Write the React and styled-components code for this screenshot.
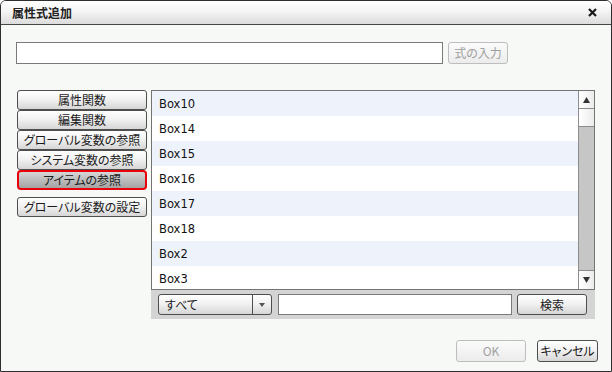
import React from "react";
import styled, {createGlobalStyle} from "styled-components";

const GlobalStyle = createGlobalStyle`
  * { box-sizing: border-box; }
  body {
    margin: 0;
    background: #ffffff;
    font-family: "Noto Sans CJK JP", "DejaVu Sans", sans-serif;
    font-feature-settings: "palt";
  }
`;

const Dialog = styled.div`
  width: 612px;
  height: 372px;
  border: 1px solid #2e2e2e;
  border-radius: 6px 6px 0 0;
  background: #f7f9f7;
  display: flex;
  flex-direction: column;
  overflow: hidden;
`;

const TitleBar = styled.div`
  height: 24px;
  flex: none;
  display: flex;
  align-items: center;
  justify-content: space-between;
  padding: 0 14px 0 11px;
  border-bottom: 1px solid #474747;
  background: linear-gradient(#ffffff, #f4f4f4 45%, #dcdcdc);
`;

const Title = styled.span`
  font-size: 12px;
  font-weight: 700;
  color: #222;
`;

const CloseIcon = styled.svg`
  width: 9px;
  height: 9px;
`;

const Body = styled.div`
  flex: 1;
  display: flex;
  flex-direction: column;
`;

const InputRow = styled.div`
  display: flex;
  gap: 5px;
  margin: 17px 0 0 15px;
`;

const TextBox = styled.input`
  width: ${p => p.width}px;
  height: ${p => p.height || 22}px;
  border: 1px solid #7a7a7a;
  background: #ffffff;
  padding: 0 4px;
  font-size: 12px;
  outline: none;
`;

const Button = styled.button`
  width: ${p => p.width}px;
  height: ${p => p.height || 22}px;
  padding: 0;
  border: 1px solid ${p => (p.disabled ? "#bdbdbd" : "#4e4e4e")};
  border-radius: 3px;
  background: ${p =>
    p.disabled
      ? "linear-gradient(#fbfbfb, #ececec)"
      : "linear-gradient(#ffffff, #f2f2f2 45%, #d6d6d6)"};
  color: ${p => (p.disabled ? "#a0a0a0" : "#1a1a1a")};
  font-family: "Noto Sans CJK JP", sans-serif;
  font-feature-settings: "palt";
  font-size: 12px;
  line-height: 1;
  white-space: nowrap;
  cursor: default;
`;

const MainRow = styled.div`
  display: flex;
  gap: 4px;
  margin: 26px 0 0 16px;
`;

const SideColumn = styled.div`
  width: 130px;
  display: flex;
  flex-direction: column;
`;

const SideButton = styled(Button)`
  width: 130px;
  height: 20px;
  margin-top: ${p => p.$spaced ? "7px" : "0"};
  ${p => p.$active && `
    border: 2px solid #e8000b;
    border-radius: 4px;
    background: linear-gradient(#d6d6d6, #bcbcbc 50%, #a4a4a4);
  `}
`;

const ListPanel = styled.div`
  width: 444px;
  display: flex;
  flex-direction: column;
  background: #d4d4d4;
`;

const ListBox = styled.div`
  height: 200px;
  border: 1px solid #747474;
  background: #ffffff;
  display: flex;
`;

const Rows = styled.div`
  flex: 1;
  overflow: hidden;
`;

const Row = styled.div`
  height: 25px;
  flex: none;
  display: flex;
  align-items: center;
  padding-left: 7px;
  background: ${p => (p.$odd ? "#eef3fb" : "#ffffff")};
  font-family: "DejaVu Sans", sans-serif;
  font-size: 11.5px;
  color: #111;
`;

const ScrollBar = styled.div`
  width: 16px;
  display: flex;
  flex-direction: column;
  background: #c6c6c6;
  border-left: 1px solid #8c8c8c;
`;

const ScrollPart = styled.div`
  height: ${p => p.height}px;
  flex: none;
  display: flex;
  align-items: center;
  justify-content: center;
  background: linear-gradient(90deg, #ffffff, #ececec);
  border-bottom: 1px solid #8c8c8c;
  ${p => p.$bottom && "border-bottom: none; border-top: 1px solid #8c8c8c; margin-top: auto;"}
`;

const Arrow = styled.svg`
  width: ${p => p.$w || 7}px;
  height: ${p => (p.$w ? p.$w - 2 : 6)}px;
`;

const FilterBar = styled.div`
  height: 29px;
  display: flex;
  align-items: center;
  gap: 6px;
  padding-left: 7px;
`;

const Select = styled.div`
  width: 114px;
  height: 21px;
  display: flex;
  border: 1px solid #4e4e4e;
  border-radius: 3px;
  background: linear-gradient(#ffffff, #f2f2f2 45%, #d6d6d6);
  font-size: 12px;
  color: #1a1a1a;
`;

const SelectLabel = styled.span`
  flex: 1;
  display: flex;
  align-items: center;
  padding-left: 6px;
  border-right: 1px solid #4e4e4e;
`;

const SelectArrow = styled.span`
  width: 18px;
  display: flex;
  align-items: center;
  justify-content: center;
`;

const SearchButton = styled(Button)`
  margin-left: -1px;
`;

const Footer = styled.div`
  display: flex;
  justify-content: flex-end;
  gap: 11px;
  margin: 21px 13px 0 0;
`;

const items = ["Box10", "Box14", "Box15", "Box16", "Box17", "Box18", "Box2", "Box3"];
const sideButtons = ["属性関数", "編集関数", "グローバル変数の参照", "システム変数の参照", "アイテムの参照"];

const Tri = ({down, fill = "#333", w}) => (
  <Arrow viewBox="0 0 7 6" $w={w} preserveAspectRatio="none">
    <path d={down ? "M0 0h7L3.5 6z" : "M3.5 0L7 6H0z"} fill={fill} />
  </Arrow>
);

export default function App() {
  return (
    <>
      <GlobalStyle />
      <Dialog>
        <TitleBar>
          <Title>属性式追加</Title>
          <CloseIcon viewBox="0 0 9 9">
            <path d="M1 1l7 7M8 1L1 8" stroke="#1a1a1a" strokeWidth="2.2" />
          </CloseIcon>
        </TitleBar>
        <Body>
          <InputRow>
            <TextBox width={427} />
            <Button width={60} disabled>式の入力</Button>
          </InputRow>
          <MainRow>
            <SideColumn>
              {sideButtons.map((label, i) => (
                <SideButton key={label} $active={i === 4}>{label}</SideButton>
              ))}
              <SideButton $spaced>グローバル変数の設定</SideButton>
            </SideColumn>
            <ListPanel>
              <ListBox>
                <Rows>
                  {items.map((item, i) => (
                    <Row key={item} $odd={i % 2 === 0}>{item}</Row>
                  ))}
                </Rows>
                <ScrollBar>
                  <ScrollPart height={18}><Tri /></ScrollPart>
                  <ScrollPart height={18} />
                  <ScrollPart height={19} $bottom><Tri down /></ScrollPart>
                </ScrollBar>
              </ListBox>
              <FilterBar>
                <Select>
                  <SelectLabel>すべて</SelectLabel>
                  <SelectArrow><Tri down fill="#555" w={6} /></SelectArrow>
                </Select>
                <TextBox width={234} height={21} />
                <SearchButton width={70} height={21}>検索</SearchButton>
              </FilterBar>
            </ListPanel>
          </MainRow>
          <Footer>
            <Button width={70} disabled>OK</Button>
            <Button width={61}>キャンセル</Button>
          </Footer>
        </Body>
      </Dialog>
    </>
  );
}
────
### Problem description
Return every line above in which the string "components" occurs.

### Task output
Write the React and styled-components code for this screenshot.
import styled, {createGlobalStyle} from "styled-components";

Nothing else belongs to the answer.